Beyond the scores of people who have been killed and the hundreds who have been wounded in Las Vegas today, thousands of other people, though not visibly or directly injured, have had their lives changed forever. Children and parents. Husbands and wives. Brothers and sisters. Something is instantly and permanently gone from their lives. Co-workers and friends. Members of churches or sports leagues or the PTA. Customers and clients and students. Neighbors and casual acquaintances at the coffee shop or the bar. The rest of their days will be different and shadowed because of this massacre. “Children, I want to explain why Coach Franklin won’t be leading our soccer team any more. Something bad happened, and ...”

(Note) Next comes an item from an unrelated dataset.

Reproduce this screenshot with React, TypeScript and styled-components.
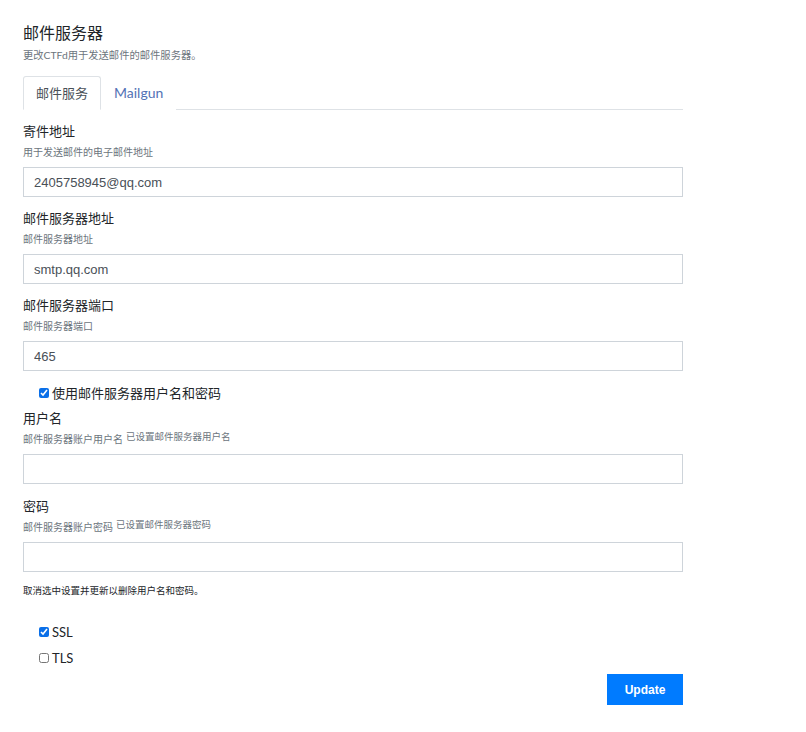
import styled, { createGlobalStyle } from 'styled-components';

const GlobalStyle = createGlobalStyle`
    body {
        margin: 0;
        background: #fff;
        font-family: Lato, "Noto Sans CJK SC", sans-serif;
        color: #212529;
    }
`;

const Page = styled.div`
    width: 660px;
    padding: 22px 0 0 23px;
`;

const Title = styled.h4`
    margin: 0;
    font-size: 16px;
    line-height: 20px;
    font-weight: 400;
    font-family: "Noto Sans CJK SC", sans-serif;
`;

const Subtitle = styled.p`
    margin: 6px 0 0;
    font-size: 10.3px;
    line-height: 14px;
    color: #6c757d;
    font-family: Lato, "Noto Sans CJK SC", sans-serif;
`;

const Tabs = styled.ul`
    list-style: none;
    display: flex;
    margin: 14px 0 0;
    padding: 0;
    border-bottom: 1px solid #dee2e6;
`;

const Tab = styled.li<{ $active?: boolean }>`
    margin-bottom: -1px;
    padding: 8px 12px 8px 12px;
    line-height: 16px;
    font-size: ${p => (p.$active ? '13px' : '14px')};
    color: ${p => (p.$active ? '#495057' : '#5372b5')};
    background: #fff;
    border: 1px solid ${p => (p.$active ? '#dee2e6' : 'transparent')};
    border-bottom-color: ${p => (p.$active ? '#fff' : 'transparent')};
    border-radius: 3px 3px 0 0;
    font-family: Lato, "Noto Sans CJK SC", sans-serif;
`;

const Form = styled.form`
    display: flex;
    flex-direction: column;
    padding-top: 11px;
`;

const Group = styled.div<{ $gap?: number }>`
    display: flex;
    flex-direction: column;
    margin-top: ${p => p.$gap ?? 0}px;
`;

const Label = styled.label`
    font-size: 13px;
    line-height: 20px;
    font-family: "Noto Sans CJK SC", sans-serif;
    color: #212529;
`;

const Help = styled.small`
    display: block;
    height: 14px;
    margin-top: 4px;
    font-size: 10px;
    line-height: 14px;
    color: #6c757d;
    font-family: "Noto Sans CJK SC", sans-serif;
`;

const Set = styled.sup`
    margin-left: 3px;
    font-size: 9.5px;
    vertical-align: 3px;
    line-height: 0;
`;

const Input = styled.input`
    margin-top: 8px;
    height: 30px;
    box-sizing: border-box;
    width: 100%;
    padding: 0 10px;
    border: 1px solid #ced4da;
    border-radius: 0;
    font-size: 13px;
    font-family: "Liberation Sans", Arial, sans-serif;
    color: #495057;
    outline: none;
`;

const Check = styled.label<{ $gap?: number }>`
    display: flex;
    align-items: center;
    margin-top: ${p => p.$gap ?? 0}px;
    padding-left: 16px;
    font-size: 13px;
    line-height: 20px;
    font-family: Lato, "Noto Sans CJK SC", sans-serif;
    color: #212529;

    input {
        width: 10px;
        height: 10px;
        margin: 0 3px 0 0;
        accent-color: #0a6fe8;
    }
`;

const Note = styled.small`
    margin-top: 11px;
    font-size: 9.5px;
    line-height: 14px;
    color: #212529;
    font-family: "Noto Sans CJK SC", sans-serif;
`;

const Footer = styled.div`
    display: flex;
    justify-content: flex-end;
    margin-top: 6px;
`;

const UpdateButton = styled.button`
    width: 76px;
    height: 31px;
    border: none;
    border-radius: 0;
    background: #007bff;
    color: #fff;
    font-size: 12px;
    font-weight: 700;
    font-family: "Liberation Sans", Arial, sans-serif;
`;

export default function App() {
    return (
        <Page>
            <GlobalStyle />
            <Title>邮件服务器</Title>
            <Subtitle>更改CTFd用于发送邮件的邮件服务器。</Subtitle>
            <Tabs>
                <Tab $active>邮件服务</Tab>
                <Tab>Mailgun</Tab>
            </Tabs>
            <Form onSubmit={e => e.preventDefault()}>
                <Group>
                    <Label>寄件地址</Label>
                    <Help>用于发送邮件的电子邮件地址</Help>
                    <Input defaultValue="2405758945@qq.com" />
                </Group>
                <Group $gap={11}>
                    <Label>邮件服务器地址</Label>
                    <Help>邮件服务器地址</Help>
                    <Input defaultValue="smtp.qq.com" />
                </Group>
                <Group $gap={11}>
                    <Label>邮件服务器端口</Label>
                    <Help>邮件服务器端口</Help>
                    <Input defaultValue="465" />
                </Group>
                <Check $gap={12}>
                    <input type="checkbox" defaultChecked />
                    使用邮件服务器用户名和密码
                </Check>
                <Group $gap={5}>
                    <Label>用户名</Label>
                    <Help>
                        邮件服务器账户用户名<Set>已设置邮件服务器用户名</Set>
                    </Help>
                    <Input />
                </Group>
                <Group $gap={12}>
                    <Label>密码</Label>
                    <Help>
                        邮件服务器账户密码<Set>已设置邮件服务器密码</Set>
                    </Help>
                    <Input type="password" />
                </Group>
                <Note>取消选中设置并更新以删除用户名和密码。</Note>
                <Check $gap={25}>
                    <input type="checkbox" defaultChecked />
                    SSL
                </Check>
                <Check $gap={6}>
                    <input type="checkbox" />
                    TLS
                </Check>
                <Footer>
                    <UpdateButton type="submit">Update</UpdateButton>
                </Footer>
            </Form>
        </Page>
    );
}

The dead and the wounded, and their family and friends, of course deserve most support and sympathy. But their fellow countrymen should reflect on two dark truths the episode underscores. I was going to end that sentence with “reveals,” but that’s not right: We know these things already.
The first is that America will not stop these shootings. They will go on. We all know that, which makes the immediate wave of grief even worse.
Five years ago, after what was the horrific mass shooting of that moment, I wrote an item called “The Certainty of More Shootings.” It was about the massacre in a movie theater in Aurora, Colorado, and after acknowledging the victims it said:
The additional sad, horrifying, and appalling point is the shared American knowledge that, beyond any doubt, this will happen again, and that it will happen in America many, many times before it occurs anywhere else.
That remains true now. I expect it to be true five years from now. I am an optimist about most aspects of America’s resilience and adaptability, but not about reversing America’s implicit decision to let these killings go on.